Yurok (pronounced YOOR-ock) is a tribe of Native American Indians that has long lived on the Pacific Coast of Northern California in America. Yurok, which means “downriver people," is from the Karok language; Karok means “upriver." The Yurok Indians’ culture went uninterrupted by non-natives for far longer than that of most other Native American tribes. Trappers in the early 19th century and the Gold Rush of the 1850s changed the way the Yurok lived.
The Yurok tribe spoke its own Macro-Algonquin language called “Yurok," which is closely related to the language of neighboring tribes. They built box-like, individual homes with chimneys and pitched roofs out of redwood trees; they used only trees that had already fallen, however, as the tribe considers redwoods sacred. While many men and women wore little to no clothing, the deerskin clothing they made was heavily ornamented with shells from the Pacific Coast.
For food, Yurok Indians relied mainly on acorns, which they could pound into a flour-like powder, and fish. They built canoes and used spears and nets to catch salmon, mollusks and other sea creatures. The men also hunted deer and other small game while the women collected nuts and berries to round out their diet.

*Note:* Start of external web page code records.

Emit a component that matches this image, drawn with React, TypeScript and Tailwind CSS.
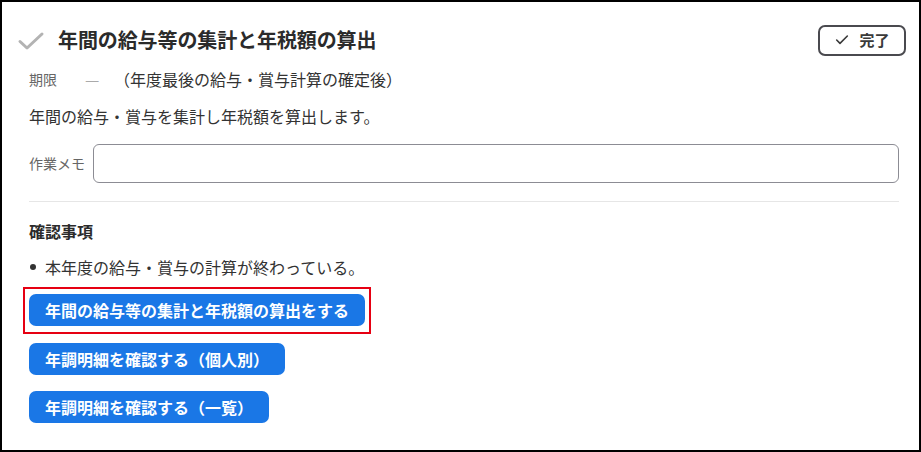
import { Check } from "lucide-react";

const font = "font-['Noto_Sans_CJK_JP','Noto_Sans',sans-serif]";

const actions = [
  { label: "年間の給与等の集計と年税額の算出をする", highlighted: true },
  { label: "年調明細を確認する（個人別）", highlighted: false },
  { label: "年調明細を確認する（一覧）", highlighted: false },
];

export default function App() {
  return (
    <div className={`${font} box-border h-[452px] w-[921px] overflow-hidden border-2 border-black bg-white text-[#333]`}>
      {/* Header */}
      <div className="flex items-center justify-between pl-[14px] pr-[13px] pt-5">
        <div className="flex items-center gap-[12px]">
          <svg width="30" height="20" viewBox="0 0 30 20" fill="none" className="mt-[1px]">
            <path d="M4 10.5 L11 17 L26 3" stroke="#b3b3b3" strokeWidth="3" strokeLinecap="round" strokeLinejoin="round" />
          </svg>
          <h1 className="text-[20px] font-bold leading-[36px] tracking-[-0.1px] text-[#2b2b2b]">
            年間の給与等の集計と年税額の算出
          </h1>
        </div>
        <button
          type="button"
          className="flex h-[31px] w-[88px] items-center justify-center gap-[9px] rounded-[7px] border-2 border-[#4a4a4f] bg-white text-[15px] font-bold text-[#3a3a3a]"
        >
          <Check className="h-4 w-4" strokeWidth={2.4} />
          <span>完了</span>
        </button>
      </div>

      {/* Due */}
      <div className="mt-[9px] flex items-center pl-[27px] text-[16px] leading-6">
        <span className="w-[56px] text-[14px] text-[#666]">期限</span>
        <span className="w-[29px] text-[#aaa]">—</span>
        <span className="text-[#333]">（年度最後の給与・賞与計算の確定後）</span>
      </div>

      <p className="mt-[13px] pl-[27px] text-[16px] leading-6 text-[#333]">
        年間の給与・賞与を集計し年税額を算出します。
      </p>

      {/* Memo */}
      <div className="mt-[16px] flex items-center pl-[27px] pr-[20px]">
        <span className="w-[64px] text-[14px] text-[#666]">作業メモ</span>
        <input
          type="text"
          className="h-[39px] flex-1 rounded-[6px] border border-[#8c8c94] bg-white px-3 outline-none"
        />
      </div>

      <div className="mx-[27px] mt-[18px] mr-[20px] h-px bg-[#e6e6e6]" />

      {/* Checklist */}
      <div className="mt-[17px] pl-[27px]">
        <h2 className="text-[16px] font-bold leading-6 text-[#2b2b2b]">確認事項</h2>
        <ul className="mt-[12px] pl-[1px] text-[16px] leading-6">
          <li className="flex items-center gap-[9px]">
            <span className="h-[6px] w-[6px] rounded-full bg-[#333]" />
            本年度の給与・賞与の計算が終わっている。
          </li>
        </ul>

        <div className="mt-[15px] flex flex-col items-start gap-[16px]">
          {actions.map((a) =>
            a.highlighted ? (
              <div key={a.label} className="-ml-[6px] -my-[7px] border-2 border-[#e60012] px-[4px] pt-[5px] pb-[6px]">
                <ActionButton label={a.label} />
              </div>
            ) : (
              <ActionButton key={a.label} label={a.label} />
            )
          )}
        </div>
      </div>
    </div>
  );
}

function ActionButton({ label }: { label: string }) {
  return (
    <button
      type="button"
      className="flex h-[32px] items-center rounded-[7px] bg-[#1a77e6] px-[16px] text-[16px] font-bold text-white"
    >
      {label}
    </button>
  );
}
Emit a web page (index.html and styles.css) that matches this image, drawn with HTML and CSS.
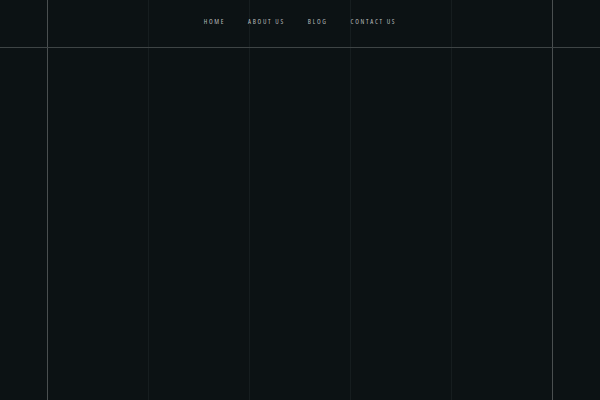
FILE: index.html
```html
<!DOCTYPE html>
<html>
<head>
<meta charset="utf-8">
<link rel="stylesheet" href="styles.css">
</head>
<body>
<div class="page">
  <div class="grid">
    <div class="col"></div>
    <div class="col"></div>
    <div class="col"></div>
    <div class="col"></div>
    <div class="col"></div>
  </div>
  <header class="header">
    <nav class="nav">
      <a class="nav-link" href="#">Home</a>
      <a class="nav-link" href="#">About us</a>
      <a class="nav-link" href="#">Blog</a>
      <a class="nav-link" href="#">Contact us</a>
    </nav>
  </header>
</div>
</body>
</html>
```
FILE: styles.css
```css
html, body {
  margin: 0;
  padding: 0;
  background: #0c1214;
  width: 600px;
  height: 400px;
  overflow: hidden;
}
.page {
  position: relative;
  width: 600px;
  height: 400px;
}
.grid {
  position: absolute;
  top: 0;
  bottom: 0;
  left: 47px;
  right: 47px;
  display: grid;
  grid-template-columns: repeat(5, 1fr);
  border-right: 1px solid #4a4f50;
}
.col {
  border-left: 1px solid #161d1f;
}
.col:first-child {
  border-left-color: #4a4f50;
}
.header {
  position: relative;
  height: 47px;
  border-bottom: 1px solid #3e4445;
  display: flex;
  justify-content: center;
  align-items: center;
}
.nav {
  display: flex;
  gap: 23px;
  margin-top: -5px;
}
.nav-link {
  font-family: "Open Sans", sans-serif;
  font-stretch: 75%;
  font-weight: 400;
  font-size: 6.7px;
  letter-spacing: 1.7px;
  text-transform: uppercase;
  color: #b8bcbc;
  text-decoration: none;
}
```
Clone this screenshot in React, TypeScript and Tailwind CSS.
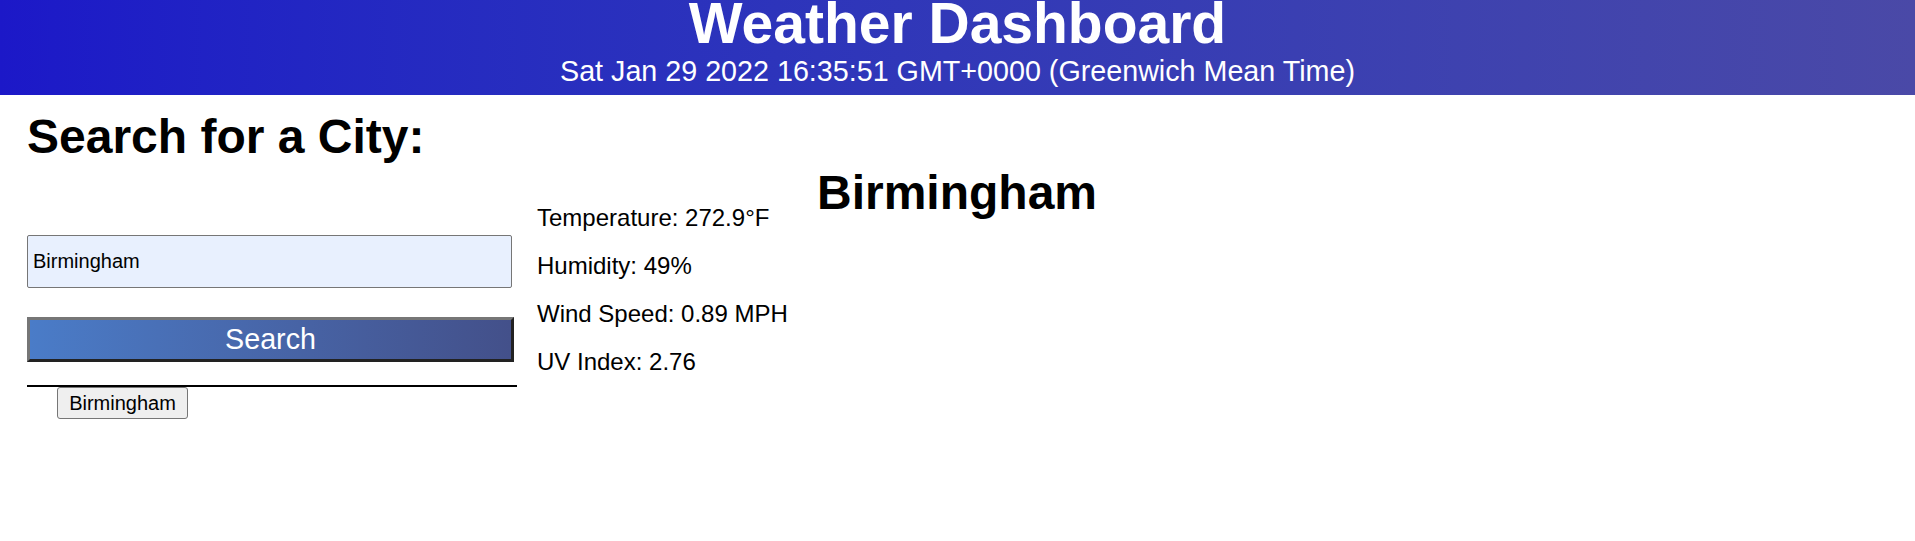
import React from "react";

const stats = [
  "Temperature: 272.9°F",
  "Humidity: 49%",
  "Wind Speed: 0.89 MPH",
  "UV Index: 2.76",
];

const App = () => {
  return (
    <div className="min-h-[541px] bg-white text-black font-['Liberation_Sans',Arial,sans-serif]">
      <header className="h-[95px] bg-linear-to-r from-[#1c18c8] to-[#4a49a7] text-center text-white">
        <h1 className="text-[57px] font-bold leading-[46px]">Weather Dashboard</h1>
        <p className="mt-[6px] text-[28.7px] leading-[38px]">
          Sat Jan 29 2022 16:35:51 GMT+0000 (Greenwich Mean Time)
        </p>
      </header>

      <main className="flex items-start">
        <section className="ml-[27px] flex w-[490px] flex-col pt-[18px]">
          <h2 className="text-[48px] font-bold leading-[48px]">Search for a City:</h2>
          <input
            className="mt-[74px] h-[53px] w-[485px] rounded-[2px] border border-[#767676] bg-[#e8f0fe] px-[5px] text-[20px] outline-none"
            value="Birmingham"
            readOnly
          />
          <button className="mt-[29px] h-[45px] w-[487px] border-[3px] border-t-[#767676] border-l-[#767676] border-b-[#222] border-r-[#222] bg-linear-to-r from-[#4a7cc8] to-[#43508a] text-[28.7px] leading-none text-white">
            Search
          </button>
          <div className="mt-[23px] h-[2px] w-[490px] bg-black" />
          <div className="pl-[30px]">
            <button className="h-[32px] w-[131px] rounded-[3px] border border-[#767676] bg-[#efefef] text-[20px] leading-none">
              Birmingham
            </button>
          </div>
        </section>

        <section className="ml-5 flex w-[260px] flex-col gap-5 pt-[109px] text-[24px] leading-[28px]">
          {stats.map((s) => (
            <p key={s}>{s}</p>
          ))}
        </section>

        <div className="w-[320px] pt-[74px] text-center">
          <h2 className="text-[48px] font-bold leading-[48px]">Birmingham</h2>
        </div>
      </main>
    </div>
  );
};

export default App;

Yurok villages were once ruled by the wealthiest man in each town. Thus, unlike many other Native American tribes, wealth was of importance to this group. The tribe’s monetary system was based on the shell of a mollusk known as the dentalium, though other measurements of wealth included items such as woodpecker scalps and obsidian. The Yurok Indians believed in what many consider modern ideas, including individually owned land and what one would today call a lawsuit.
While the Spanish and other non-native people did make infrequent visits to the Yurok Indians’ land beginning around the 1500s, the tribe went relatively unfettered until trappers arrived in the early 19th century. Even the rough terrain often inhabited by the Yurok did not deter the trappers, nor would it keep away the groups that flocked to the area during the Gold Rush of the 1850s. The Yurok Indians lost much of their land and about 75 percent of their population during the gold expeditions as they were forced onto reservations. Missionaries began to impose Western-style customs and education on the tribe around this time.
The Yurok Indians comprise the largest group of Native Americans in the state of California with over 4,400 in-state members. They live on the Yurok reservation, consisting of over 63,000 acres (25,495 hectares), on rancherias along with Native Americans from other tribes. In 1993, the Yurok Indians adopted their own constitution dealing with the laws of their territory. The residents of the Yurok Indian reservation are now ruled by a council that they may elect.